Are people taking your money and buying themselves cars and jewelry with it? Are the people taking your money and pretending to make money with it?
Who is looking over what these entities are doing with the life savings of Americans? America works so hard, day and night, just to put away savings for a rainy day. Who is tracking that money?
The auditor is. You are.
You have gone through hell in business school.
While everyone else was partying, you were studying. You had to get straight As in the driest, most difficult business courses. Then you had to pass one of the most difficult exams given in the U.S. to get your CPA.
You did it. You are here for a reason. You are some of the brightest minds in America.
You're now a CPA.
Do you know for whom you are working so hard? Is it simply for the person who comes to visit you on his way home to tell you that you are adding no value? I don't think so. He is the person we call the client.
The people you are working for is the parent who squirrels away a meager savings into a bank account that is lent out. The person you are working for is the person who buys a few shares of stock after reading the financials. It's the investor and creditor.

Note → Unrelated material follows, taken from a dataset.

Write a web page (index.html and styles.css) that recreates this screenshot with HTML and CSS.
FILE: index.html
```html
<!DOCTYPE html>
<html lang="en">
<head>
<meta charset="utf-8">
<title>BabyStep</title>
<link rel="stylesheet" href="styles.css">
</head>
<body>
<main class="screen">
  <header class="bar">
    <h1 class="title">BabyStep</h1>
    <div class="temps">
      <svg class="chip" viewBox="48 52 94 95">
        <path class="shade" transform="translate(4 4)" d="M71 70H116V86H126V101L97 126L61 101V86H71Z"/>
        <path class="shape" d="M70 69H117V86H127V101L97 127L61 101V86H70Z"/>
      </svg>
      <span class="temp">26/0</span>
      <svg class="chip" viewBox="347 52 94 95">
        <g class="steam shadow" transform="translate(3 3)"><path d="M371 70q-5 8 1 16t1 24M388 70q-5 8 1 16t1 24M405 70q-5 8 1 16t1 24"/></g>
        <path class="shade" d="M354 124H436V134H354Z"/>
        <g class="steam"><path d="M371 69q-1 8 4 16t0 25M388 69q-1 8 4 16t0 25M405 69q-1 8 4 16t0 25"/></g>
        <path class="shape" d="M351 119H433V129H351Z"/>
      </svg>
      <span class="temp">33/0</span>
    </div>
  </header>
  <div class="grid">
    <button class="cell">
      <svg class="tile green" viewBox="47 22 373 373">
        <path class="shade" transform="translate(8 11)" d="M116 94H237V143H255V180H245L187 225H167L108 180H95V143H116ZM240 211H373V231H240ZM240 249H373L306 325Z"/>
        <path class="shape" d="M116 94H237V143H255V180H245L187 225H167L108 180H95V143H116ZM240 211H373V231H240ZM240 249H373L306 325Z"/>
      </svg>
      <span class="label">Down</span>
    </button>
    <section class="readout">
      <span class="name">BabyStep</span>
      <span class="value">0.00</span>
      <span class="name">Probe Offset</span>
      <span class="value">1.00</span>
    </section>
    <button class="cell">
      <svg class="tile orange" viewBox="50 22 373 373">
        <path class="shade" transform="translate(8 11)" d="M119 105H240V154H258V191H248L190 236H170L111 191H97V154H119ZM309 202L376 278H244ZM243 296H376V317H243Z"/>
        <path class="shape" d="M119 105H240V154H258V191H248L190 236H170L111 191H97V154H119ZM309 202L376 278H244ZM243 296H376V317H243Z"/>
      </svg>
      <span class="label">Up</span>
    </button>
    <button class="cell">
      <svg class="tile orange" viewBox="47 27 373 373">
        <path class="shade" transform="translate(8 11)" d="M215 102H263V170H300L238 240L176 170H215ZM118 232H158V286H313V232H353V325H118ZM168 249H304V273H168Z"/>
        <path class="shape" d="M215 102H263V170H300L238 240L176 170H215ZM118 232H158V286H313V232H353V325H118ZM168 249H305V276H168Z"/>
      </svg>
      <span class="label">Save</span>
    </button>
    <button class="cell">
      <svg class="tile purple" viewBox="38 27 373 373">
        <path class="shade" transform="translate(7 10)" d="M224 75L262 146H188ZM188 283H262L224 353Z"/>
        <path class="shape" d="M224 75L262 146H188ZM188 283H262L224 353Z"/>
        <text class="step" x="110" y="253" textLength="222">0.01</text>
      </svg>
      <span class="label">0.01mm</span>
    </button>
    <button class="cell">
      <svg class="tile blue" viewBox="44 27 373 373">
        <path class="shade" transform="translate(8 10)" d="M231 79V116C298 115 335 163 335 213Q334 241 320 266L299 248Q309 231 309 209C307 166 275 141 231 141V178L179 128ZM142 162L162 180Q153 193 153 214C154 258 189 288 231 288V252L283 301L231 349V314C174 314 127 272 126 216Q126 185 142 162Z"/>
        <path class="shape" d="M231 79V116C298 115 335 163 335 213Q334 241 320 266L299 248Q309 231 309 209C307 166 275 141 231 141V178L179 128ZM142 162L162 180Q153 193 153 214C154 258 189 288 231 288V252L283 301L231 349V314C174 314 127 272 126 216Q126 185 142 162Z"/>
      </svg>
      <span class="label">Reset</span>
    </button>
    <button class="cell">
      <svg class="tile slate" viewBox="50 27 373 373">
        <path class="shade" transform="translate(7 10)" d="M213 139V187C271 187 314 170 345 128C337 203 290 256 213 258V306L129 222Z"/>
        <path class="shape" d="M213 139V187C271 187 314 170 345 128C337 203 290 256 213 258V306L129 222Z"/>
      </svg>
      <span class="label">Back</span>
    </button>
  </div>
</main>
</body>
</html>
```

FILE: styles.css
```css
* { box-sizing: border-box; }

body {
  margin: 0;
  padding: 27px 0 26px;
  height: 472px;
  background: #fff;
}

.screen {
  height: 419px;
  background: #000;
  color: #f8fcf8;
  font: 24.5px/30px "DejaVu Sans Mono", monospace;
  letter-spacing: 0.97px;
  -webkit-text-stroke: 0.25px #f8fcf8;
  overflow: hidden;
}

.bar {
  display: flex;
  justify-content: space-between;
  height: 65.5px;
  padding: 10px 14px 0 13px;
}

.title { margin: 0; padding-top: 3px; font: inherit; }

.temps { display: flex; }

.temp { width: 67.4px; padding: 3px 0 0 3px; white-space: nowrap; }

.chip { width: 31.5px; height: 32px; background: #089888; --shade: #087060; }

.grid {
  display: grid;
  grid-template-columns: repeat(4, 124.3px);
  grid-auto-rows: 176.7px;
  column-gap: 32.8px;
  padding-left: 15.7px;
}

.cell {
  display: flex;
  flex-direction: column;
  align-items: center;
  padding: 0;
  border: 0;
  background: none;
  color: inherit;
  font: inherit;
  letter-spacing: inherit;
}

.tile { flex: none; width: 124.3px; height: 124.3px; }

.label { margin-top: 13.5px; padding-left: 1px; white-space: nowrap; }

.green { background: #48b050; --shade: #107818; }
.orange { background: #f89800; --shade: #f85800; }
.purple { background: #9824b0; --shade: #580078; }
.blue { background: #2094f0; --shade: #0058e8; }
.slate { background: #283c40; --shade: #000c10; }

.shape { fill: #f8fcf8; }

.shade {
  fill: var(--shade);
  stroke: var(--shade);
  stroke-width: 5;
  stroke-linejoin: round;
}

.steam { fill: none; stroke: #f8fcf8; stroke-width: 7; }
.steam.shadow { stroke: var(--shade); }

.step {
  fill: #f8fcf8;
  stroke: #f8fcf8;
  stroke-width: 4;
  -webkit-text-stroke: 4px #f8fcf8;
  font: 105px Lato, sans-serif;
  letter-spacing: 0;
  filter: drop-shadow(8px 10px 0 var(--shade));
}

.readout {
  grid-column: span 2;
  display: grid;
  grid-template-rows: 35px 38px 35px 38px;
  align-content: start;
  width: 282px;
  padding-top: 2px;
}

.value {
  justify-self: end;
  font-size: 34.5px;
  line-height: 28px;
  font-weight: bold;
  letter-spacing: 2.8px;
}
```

You are giving your all to protect the American public. You are the numbers cops. You do not work for the client. The client may not even want you here, as you've noticed. You are also not here to help the client. You are here to help the public.
That was my typical speech.
I have always told this to auditors. I now tell it to the public for whom I have worked so many years. Fundamentally, as the AICPA states, we must prove ourselves independent from our clients. This, more than anything else, will preserve the integrity of the profession.
There is no better way to do this, and there is no better way to strengthen the audit profession, than to support this proposal.
I urge all of my fellow CPAs to fight for its passing. It is honorable to stand up for what is right, however unpopular it seems.